For instance, only 41% of CDOs said their organizations had not changed their IE&D approach in any way as a result of the court’s decisions, compared to 69% of respondents overall. Discrepancies also emerged in the specific actions taken to support IE&D programs, with a lower percentage of CDOs – in comparison to their CLO counterparts – saying their organizations offer diversity fellowship programs, provide IE&D-related incentives to executives and define metrics for IE&D progress. Reversing the trend, 61% of CLOs say their organizations are increasing efforts around social justice initiatives, compared to just 11% of CDOs.
The lack of alignment in the C-suite suggests an opportunity for increased communication across roles to minimize legal risks and allow for the effective implementation of IE&D programs.

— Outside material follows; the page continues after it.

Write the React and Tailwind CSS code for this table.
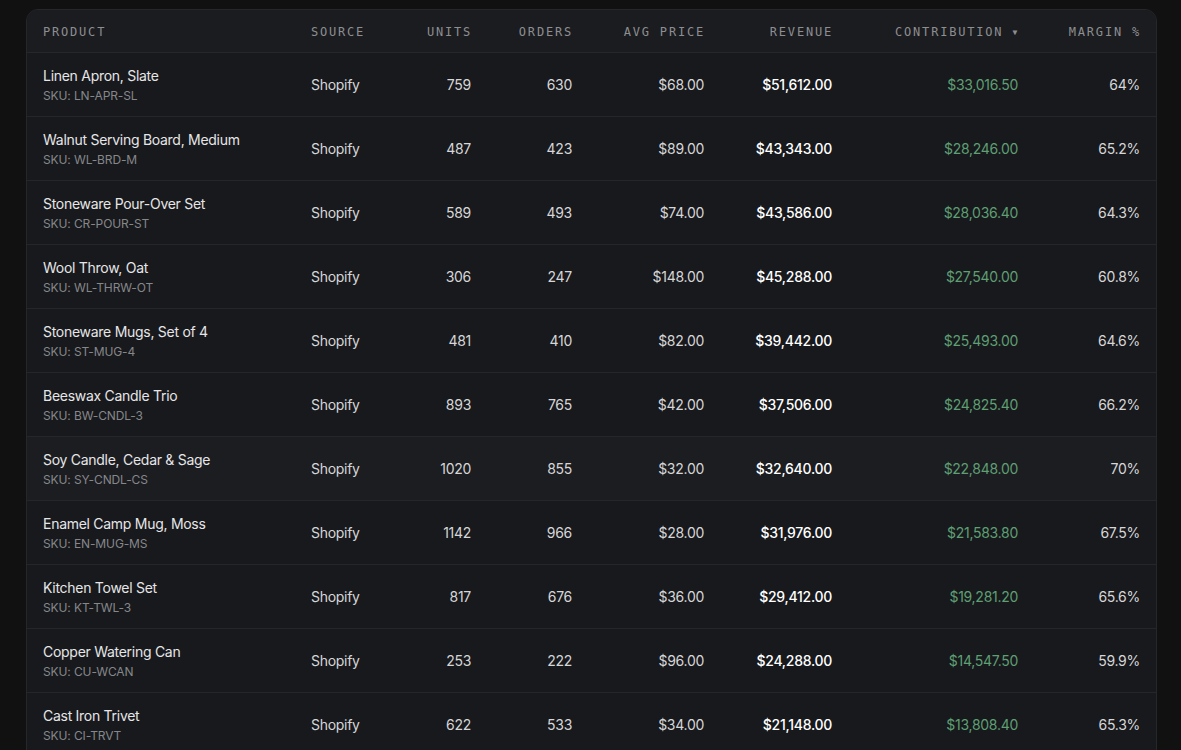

IE&D Programs Are Maturing, But Important Steps Remain
Even as organizations maintain or increase their IE&D commitments, 35% of executives do not feel that their organizations have clear plans and goals in place.
The survey found that many organizations have been slower to implement legally thorny IE&D goals, such as defining benchmarks and metrics (a step taken by 34% of respondents) and providing incentives to executives to advance diversity priorities (23%). Higher percentages of C-suite executives say their organizations have opted for more established initiatives, such as providing training and professional development opportunities to diverse employees (58%).
That said, many organizations have made strides in recruiting and promoting diverse employees following increased pressure on companies to address racial inequality. More than half (55%) say their organizations are elevating diverse employees into leadership positions.
“As IE&D initiatives face more legal challenges and receive greater attention in the public discourse, it raises the stakes for employers to develop programs that are compliant with federal and state laws,” said Kate Mrkonich Wilson, Littler shareholder and member of the firm’s IE&D Consulting Practice. “In today’s environment, it’s more important than ever for organizations to assess whether their investments in IE&D are achieving their desired outcomes without creating new liabilities.”
Employers Wrestle with Contradictory Expectations
Beyond IE&D programs, employers also face challenges in managing social issues in the workplace. As political polarization in the U.S. increases, nearly three quarters of C-suite leaders surveyed (73%) say they face at least some degree of challenge in handling potentially divisive social and political beliefs among employees and/or navigating pressure for the company to take a stance on social issues.
Reflecting more broadly on how their organizations manage workplace legal issues, the majority of respondents (62%) say that in recent years such issues have been viewed by their leadership teams as key areas of focus that can have high-stakes consequences for their core business and reputation.
“The past few years have shown that IE&D is not a self-contained concept, but rather something that is embedded into nearly every aspect of an organization, from employee engagement and hiring to data privacy and pay equity,” said Erin Webber, Littler’s managing director and president. “As companies take a more holistic look at their business interests and commitments in IE&D programs, they are more likely to view such initiatives in the context of other high-stakes workplace legal issues for their organizations.”
Littler’s Inclusion, Equity and Diversity C-Suite Survey was completed by 322 U.S.-based executives, mainly comprising CEOs, CLOs, CDOs, Chief Human Resources Officers and Chief People Officers. Respondents represented a range of industries and company sizes, and all indicated playing leading or supporting roles with regard to IE&D initiatives and decision-making.